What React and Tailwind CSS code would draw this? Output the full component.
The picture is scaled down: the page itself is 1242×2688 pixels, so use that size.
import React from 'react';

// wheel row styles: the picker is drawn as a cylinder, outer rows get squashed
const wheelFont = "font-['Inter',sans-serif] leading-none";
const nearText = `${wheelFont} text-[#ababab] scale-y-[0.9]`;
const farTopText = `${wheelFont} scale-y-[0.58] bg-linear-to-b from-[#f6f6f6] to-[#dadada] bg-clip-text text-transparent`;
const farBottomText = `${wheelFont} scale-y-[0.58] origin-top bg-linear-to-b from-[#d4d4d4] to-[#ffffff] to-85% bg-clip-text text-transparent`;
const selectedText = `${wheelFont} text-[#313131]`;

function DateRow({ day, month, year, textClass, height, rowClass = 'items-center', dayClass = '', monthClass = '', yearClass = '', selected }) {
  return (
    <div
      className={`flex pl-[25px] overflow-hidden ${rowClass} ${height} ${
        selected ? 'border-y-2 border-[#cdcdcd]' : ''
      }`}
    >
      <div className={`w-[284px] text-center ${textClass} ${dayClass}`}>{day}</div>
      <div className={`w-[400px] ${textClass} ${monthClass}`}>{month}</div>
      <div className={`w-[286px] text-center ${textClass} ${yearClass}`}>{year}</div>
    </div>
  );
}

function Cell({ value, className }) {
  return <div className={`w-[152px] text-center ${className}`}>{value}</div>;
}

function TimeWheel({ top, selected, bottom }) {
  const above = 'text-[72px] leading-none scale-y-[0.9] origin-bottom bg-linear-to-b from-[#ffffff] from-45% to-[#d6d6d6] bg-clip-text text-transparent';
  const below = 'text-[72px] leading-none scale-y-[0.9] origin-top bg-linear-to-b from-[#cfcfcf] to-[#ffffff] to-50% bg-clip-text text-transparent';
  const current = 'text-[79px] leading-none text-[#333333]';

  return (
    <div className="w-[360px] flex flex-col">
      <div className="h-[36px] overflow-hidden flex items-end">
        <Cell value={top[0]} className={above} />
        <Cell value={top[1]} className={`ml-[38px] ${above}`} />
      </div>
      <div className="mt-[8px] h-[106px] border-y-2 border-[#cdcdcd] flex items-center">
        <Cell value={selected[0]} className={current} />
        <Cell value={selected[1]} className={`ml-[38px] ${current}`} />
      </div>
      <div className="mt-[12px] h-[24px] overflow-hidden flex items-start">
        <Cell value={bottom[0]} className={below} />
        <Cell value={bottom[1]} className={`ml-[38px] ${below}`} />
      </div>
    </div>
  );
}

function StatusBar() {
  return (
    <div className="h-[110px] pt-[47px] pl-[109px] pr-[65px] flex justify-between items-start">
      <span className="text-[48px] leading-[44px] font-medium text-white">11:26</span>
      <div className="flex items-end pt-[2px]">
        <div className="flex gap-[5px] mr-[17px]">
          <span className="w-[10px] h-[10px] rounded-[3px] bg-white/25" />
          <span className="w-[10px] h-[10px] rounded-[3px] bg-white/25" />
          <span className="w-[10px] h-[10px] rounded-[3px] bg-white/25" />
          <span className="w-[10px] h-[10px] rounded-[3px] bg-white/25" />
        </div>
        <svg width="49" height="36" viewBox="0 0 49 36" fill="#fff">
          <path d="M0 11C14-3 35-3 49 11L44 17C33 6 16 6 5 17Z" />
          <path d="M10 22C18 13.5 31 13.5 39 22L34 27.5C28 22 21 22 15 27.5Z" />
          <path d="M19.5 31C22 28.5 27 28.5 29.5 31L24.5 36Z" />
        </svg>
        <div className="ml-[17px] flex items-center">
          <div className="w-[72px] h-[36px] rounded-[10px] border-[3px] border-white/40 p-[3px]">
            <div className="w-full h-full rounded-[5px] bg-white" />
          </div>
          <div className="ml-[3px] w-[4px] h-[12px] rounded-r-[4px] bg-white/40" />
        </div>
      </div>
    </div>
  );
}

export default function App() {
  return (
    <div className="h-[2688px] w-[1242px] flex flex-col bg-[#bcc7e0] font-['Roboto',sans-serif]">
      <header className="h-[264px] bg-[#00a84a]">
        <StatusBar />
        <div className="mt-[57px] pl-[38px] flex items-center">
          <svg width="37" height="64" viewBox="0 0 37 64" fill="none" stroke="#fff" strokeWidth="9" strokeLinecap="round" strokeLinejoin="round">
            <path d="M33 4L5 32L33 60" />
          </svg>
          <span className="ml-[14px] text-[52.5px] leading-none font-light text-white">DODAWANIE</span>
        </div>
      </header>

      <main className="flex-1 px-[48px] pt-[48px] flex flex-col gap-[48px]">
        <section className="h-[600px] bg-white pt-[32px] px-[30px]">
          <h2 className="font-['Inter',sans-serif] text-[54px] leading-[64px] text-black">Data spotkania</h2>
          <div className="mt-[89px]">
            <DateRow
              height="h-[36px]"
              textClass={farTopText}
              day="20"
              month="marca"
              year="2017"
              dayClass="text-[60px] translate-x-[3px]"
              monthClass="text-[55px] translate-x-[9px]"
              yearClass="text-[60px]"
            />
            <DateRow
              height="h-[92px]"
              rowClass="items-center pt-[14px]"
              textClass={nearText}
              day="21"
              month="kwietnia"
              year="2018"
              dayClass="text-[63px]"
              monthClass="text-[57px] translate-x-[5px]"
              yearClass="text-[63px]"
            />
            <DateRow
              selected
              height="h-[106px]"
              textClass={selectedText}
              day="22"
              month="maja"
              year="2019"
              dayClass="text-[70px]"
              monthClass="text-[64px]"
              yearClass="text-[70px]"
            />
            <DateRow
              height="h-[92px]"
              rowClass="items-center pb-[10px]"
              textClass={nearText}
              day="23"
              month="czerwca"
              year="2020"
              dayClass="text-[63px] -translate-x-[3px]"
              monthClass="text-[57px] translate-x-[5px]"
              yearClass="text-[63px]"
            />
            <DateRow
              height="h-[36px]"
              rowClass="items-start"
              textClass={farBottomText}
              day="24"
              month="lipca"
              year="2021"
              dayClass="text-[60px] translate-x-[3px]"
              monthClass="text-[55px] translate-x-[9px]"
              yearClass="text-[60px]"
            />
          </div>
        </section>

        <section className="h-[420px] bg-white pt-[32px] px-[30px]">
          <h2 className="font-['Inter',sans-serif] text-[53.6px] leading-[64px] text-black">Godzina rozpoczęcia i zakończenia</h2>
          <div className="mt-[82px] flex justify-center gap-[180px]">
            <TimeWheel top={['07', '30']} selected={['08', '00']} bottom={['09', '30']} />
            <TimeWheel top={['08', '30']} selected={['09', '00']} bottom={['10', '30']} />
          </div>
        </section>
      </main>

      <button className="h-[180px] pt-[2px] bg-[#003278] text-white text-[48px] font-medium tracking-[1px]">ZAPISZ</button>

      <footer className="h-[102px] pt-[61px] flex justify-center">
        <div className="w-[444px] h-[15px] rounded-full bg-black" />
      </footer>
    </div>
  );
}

_Set task_
Quote the listing in full, please, keeping every line exact.

_In response_
What React and Tailwind CSS code would draw this? Output the full component.
The picture is scaled down: the page itself is 1242×2688 pixels, so use that size.
import React from 'react';

// wheel row styles: the picker is drawn as a cylinder, outer rows get squashed
const wheelFont = "font-['Inter',sans-serif] leading-none";
const nearText = `${wheelFont} text-[#ababab] scale-y-[0.9]`;
const farTopText = `${wheelFont} scale-y-[0.58] bg-linear-to-b from-[#f6f6f6] to-[#dadada] bg-clip-text text-transparent`;
const farBottomText = `${wheelFont} scale-y-[0.58] origin-top bg-linear-to-b from-[#d4d4d4] to-[#ffffff] to-85% bg-clip-text text-transparent`;
const selectedText = `${wheelFont} text-[#313131]`;

function DateRow({ day, month, year, textClass, height, rowClass = 'items-center', dayClass = '', monthClass = '', yearClass = '', selected }) {
  return (
    <div
      className={`flex pl-[25px] overflow-hidden ${rowClass} ${height} ${
        selected ? 'border-y-2 border-[#cdcdcd]' : ''
      }`}
    >
      <div className={`w-[284px] text-center ${textClass} ${dayClass}`}>{day}</div>
      <div className={`w-[400px] ${textClass} ${monthClass}`}>{month}</div>
      <div className={`w-[286px] text-center ${textClass} ${yearClass}`}>{year}</div>
    </div>
  );
}

function Cell({ value, className }) {
  return <div className={`w-[152px] text-center ${className}`}>{value}</div>;
}

function TimeWheel({ top, selected, bottom }) {
  const above = 'text-[72px] leading-none scale-y-[0.9] origin-bottom bg-linear-to-b from-[#ffffff] from-45% to-[#d6d6d6] bg-clip-text text-transparent';
  const below = 'text-[72px] leading-none scale-y-[0.9] origin-top bg-linear-to-b from-[#cfcfcf] to-[#ffffff] to-50% bg-clip-text text-transparent';
  const current = 'text-[79px] leading-none text-[#333333]';

  return (
    <div className="w-[360px] flex flex-col">
      <div className="h-[36px] overflow-hidden flex items-end">
        <Cell value={top[0]} className={above} />
        <Cell value={top[1]} className={`ml-[38px] ${above}`} />
      </div>
      <div className="mt-[8px] h-[106px] border-y-2 border-[#cdcdcd] flex items-center">
        <Cell value={selected[0]} className={current} />
        <Cell value={selected[1]} className={`ml-[38px] ${current}`} />
      </div>
      <div className="mt-[12px] h-[24px] overflow-hidden flex items-start">
        <Cell value={bottom[0]} className={below} />
        <Cell value={bottom[1]} className={`ml-[38px] ${below}`} />
      </div>
    </div>
  );
}

function StatusBar() {
  return (
    <div className="h-[110px] pt-[47px] pl-[109px] pr-[65px] flex justify-between items-start">
      <span className="text-[48px] leading-[44px] font-medium text-white">11:26</span>
      <div className="flex items-end pt-[2px]">
        <div className="flex gap-[5px] mr-[17px]">
          <span className="w-[10px] h-[10px] rounded-[3px] bg-white/25" />
          <span className="w-[10px] h-[10px] rounded-[3px] bg-white/25" />
          <span className="w-[10px] h-[10px] rounded-[3px] bg-white/25" />
          <span className="w-[10px] h-[10px] rounded-[3px] bg-white/25" />
        </div>
        <svg width="49" height="36" viewBox="0 0 49 36" fill="#fff">
          <path d="M0 11C14-3 35-3 49 11L44 17C33 6 16 6 5 17Z" />
          <path d="M10 22C18 13.5 31 13.5 39 22L34 27.5C28 22 21 22 15 27.5Z" />
          <path d="M19.5 31C22 28.5 27 28.5 29.5 31L24.5 36Z" />
        </svg>
        <div className="ml-[17px] flex items-center">
          <div className="w-[72px] h-[36px] rounded-[10px] border-[3px] border-white/40 p-[3px]">
            <div className="w-full h-full rounded-[5px] bg-white" />
          </div>
          <div className="ml-[3px] w-[4px] h-[12px] rounded-r-[4px] bg-white/40" />
        </div>
      </div>
    </div>
  );
}

export default function App() {
  return (
    <div className="h-[2688px] w-[1242px] flex flex-col bg-[#bcc7e0] font-['Roboto',sans-serif]">
      <header className="h-[264px] bg-[#00a84a]">
        <StatusBar />
        <div className="mt-[57px] pl-[38px] flex items-center">
          <svg width="37" height="64" viewBox="0 0 37 64" fill="none" stroke="#fff" strokeWidth="9" strokeLinecap="round" strokeLinejoin="round">
            <path d="M33 4L5 32L33 60" />
          </svg>
          <span className="ml-[14px] text-[52.5px] leading-none font-light text-white">DODAWANIE</span>
        </div>
      </header>

      <main className="flex-1 px-[48px] pt-[48px] flex flex-col gap-[48px]">
        <section className="h-[600px] bg-white pt-[32px] px-[30px]">
          <h2 className="font-['Inter',sans-serif] text-[54px] leading-[64px] text-black">Data spotkania</h2>
          <div className="mt-[89px]">
            <DateRow
              height="h-[36px]"
              textClass={farTopText}
              day="20"
              month="marca"
              year="2017"
              dayClass="text-[60px] translate-x-[3px]"
              monthClass="text-[55px] translate-x-[9px]"
              yearClass="text-[60px]"
            />
            <DateRow
              height="h-[92px]"
              rowClass="items-center pt-[14px]"
              textClass={nearText}
              day="21"
              month="kwietnia"
              year="2018"
              dayClass="text-[63px]"
              monthClass="text-[57px] translate-x-[5px]"
              yearClass="text-[63px]"
            />
            <DateRow
              selected
              height="h-[106px]"
              textClass={selectedText}
              day="22"
              month="maja"
              year="2019"
              dayClass="text-[70px]"
              monthClass="text-[64px]"
              yearClass="text-[70px]"
            />
            <DateRow
              height="h-[92px]"
              rowClass="items-center pb-[10px]"
              textClass={nearText}
              day="23"
              month="czerwca"
              year="2020"
              dayClass="text-[63px] -translate-x-[3px]"
              monthClass="text-[57px] translate-x-[5px]"
              yearClass="text-[63px]"
            />
            <DateRow
              height="h-[36px]"
              rowClass="items-start"
              textClass={farBottomText}
              day="24"
              month="lipca"
              year="2021"
              dayClass="text-[60px] translate-x-[3px]"
              monthClass="text-[55px] translate-x-[9px]"
              yearClass="text-[60px]"
            />
          </div>
        </section>

        <section className="h-[420px] bg-white pt-[32px] px-[30px]">
          <h2 className="font-['Inter',sans-serif] text-[53.6px] leading-[64px] text-black">Godzina rozpoczęcia i zakończenia</h2>
          <div className="mt-[82px] flex justify-center gap-[180px]">
            <TimeWheel top={['07', '30']} selected={['08', '00']} bottom={['09', '30']} />
            <TimeWheel top={['08', '30']} selected={['09', '00']} bottom={['10', '30']} />
          </div>
        </section>
      </main>

      <button className="h-[180px] pt-[2px] bg-[#003278] text-white text-[48px] font-medium tracking-[1px]">ZAPISZ</button>

      <footer className="h-[102px] pt-[61px] flex justify-center">
        <div className="w-[444px] h-[15px] rounded-full bg-black" />
      </footer>
    </div>
  );
}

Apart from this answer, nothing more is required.